- **What you will do**
Please count the lines below that contain the word "React", and reply with that number alone.

- **Data**

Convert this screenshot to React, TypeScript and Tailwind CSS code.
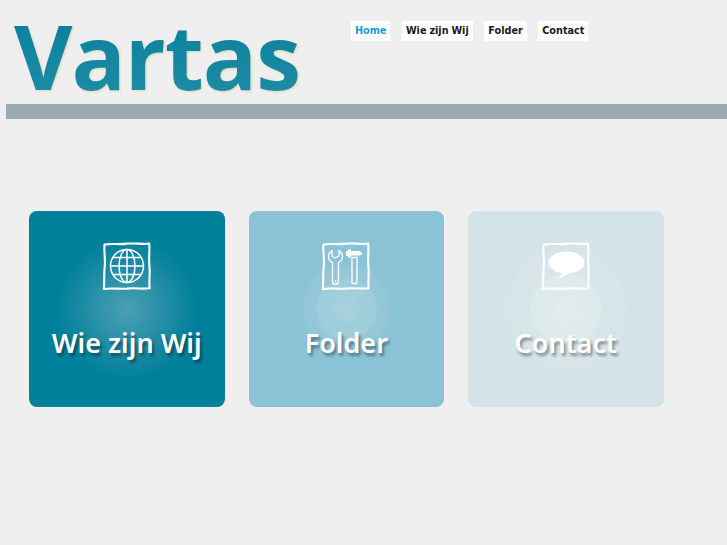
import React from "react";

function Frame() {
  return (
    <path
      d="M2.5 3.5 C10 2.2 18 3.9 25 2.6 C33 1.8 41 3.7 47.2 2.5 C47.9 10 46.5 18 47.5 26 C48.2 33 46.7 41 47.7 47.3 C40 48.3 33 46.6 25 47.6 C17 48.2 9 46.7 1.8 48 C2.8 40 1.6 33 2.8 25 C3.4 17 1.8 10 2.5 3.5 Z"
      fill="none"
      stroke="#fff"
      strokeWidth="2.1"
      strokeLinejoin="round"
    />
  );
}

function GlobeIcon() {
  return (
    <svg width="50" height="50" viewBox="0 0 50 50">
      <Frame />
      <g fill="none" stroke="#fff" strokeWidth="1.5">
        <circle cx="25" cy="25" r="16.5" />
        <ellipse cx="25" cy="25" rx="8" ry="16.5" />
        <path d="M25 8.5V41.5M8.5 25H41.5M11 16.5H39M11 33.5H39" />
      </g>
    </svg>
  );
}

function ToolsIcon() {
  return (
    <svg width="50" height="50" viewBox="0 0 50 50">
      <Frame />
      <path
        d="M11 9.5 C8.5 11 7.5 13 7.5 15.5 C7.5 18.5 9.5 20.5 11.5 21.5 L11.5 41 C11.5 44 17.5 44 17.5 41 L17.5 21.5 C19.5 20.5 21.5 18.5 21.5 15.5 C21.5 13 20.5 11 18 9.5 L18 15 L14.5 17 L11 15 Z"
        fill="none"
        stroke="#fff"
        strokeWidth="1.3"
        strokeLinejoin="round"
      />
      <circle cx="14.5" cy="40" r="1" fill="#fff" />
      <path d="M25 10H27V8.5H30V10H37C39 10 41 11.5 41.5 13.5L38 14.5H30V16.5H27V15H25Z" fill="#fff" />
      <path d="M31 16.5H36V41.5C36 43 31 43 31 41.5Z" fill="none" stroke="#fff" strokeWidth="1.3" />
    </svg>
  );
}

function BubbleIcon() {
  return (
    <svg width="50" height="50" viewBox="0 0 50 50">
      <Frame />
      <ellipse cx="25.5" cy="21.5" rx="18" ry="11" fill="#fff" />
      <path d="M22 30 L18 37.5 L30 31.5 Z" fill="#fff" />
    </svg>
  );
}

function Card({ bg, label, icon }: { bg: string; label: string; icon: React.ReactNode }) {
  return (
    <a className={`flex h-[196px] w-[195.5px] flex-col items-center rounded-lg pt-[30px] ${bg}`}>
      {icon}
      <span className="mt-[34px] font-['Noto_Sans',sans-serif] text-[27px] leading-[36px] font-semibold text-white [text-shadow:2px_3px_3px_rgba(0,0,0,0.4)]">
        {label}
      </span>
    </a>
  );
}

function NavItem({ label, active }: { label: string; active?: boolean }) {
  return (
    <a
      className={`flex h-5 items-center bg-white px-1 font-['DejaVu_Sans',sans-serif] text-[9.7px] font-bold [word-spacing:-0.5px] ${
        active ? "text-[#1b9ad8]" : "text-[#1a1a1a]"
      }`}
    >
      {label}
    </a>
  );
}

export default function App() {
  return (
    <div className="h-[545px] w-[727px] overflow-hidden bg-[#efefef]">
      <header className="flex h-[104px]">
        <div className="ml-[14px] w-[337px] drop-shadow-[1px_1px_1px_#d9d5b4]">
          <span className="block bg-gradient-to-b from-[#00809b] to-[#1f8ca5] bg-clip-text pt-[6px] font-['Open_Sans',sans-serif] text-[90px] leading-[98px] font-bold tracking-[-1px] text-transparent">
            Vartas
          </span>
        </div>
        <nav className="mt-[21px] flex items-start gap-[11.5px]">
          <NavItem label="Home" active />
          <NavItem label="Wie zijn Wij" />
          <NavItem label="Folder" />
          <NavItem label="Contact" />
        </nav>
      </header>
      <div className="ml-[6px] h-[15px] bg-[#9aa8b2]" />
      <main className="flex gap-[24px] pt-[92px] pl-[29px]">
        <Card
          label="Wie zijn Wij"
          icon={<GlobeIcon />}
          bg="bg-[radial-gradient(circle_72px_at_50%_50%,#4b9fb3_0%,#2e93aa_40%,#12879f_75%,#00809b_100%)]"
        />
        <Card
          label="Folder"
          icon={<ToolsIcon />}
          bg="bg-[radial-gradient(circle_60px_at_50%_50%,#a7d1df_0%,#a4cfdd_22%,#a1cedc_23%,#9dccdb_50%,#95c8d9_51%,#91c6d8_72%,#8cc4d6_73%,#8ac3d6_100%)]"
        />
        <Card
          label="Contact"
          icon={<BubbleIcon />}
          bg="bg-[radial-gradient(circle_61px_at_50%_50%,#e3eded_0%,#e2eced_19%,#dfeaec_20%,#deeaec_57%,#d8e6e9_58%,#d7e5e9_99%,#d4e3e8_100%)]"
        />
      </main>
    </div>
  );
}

- **Solution**
3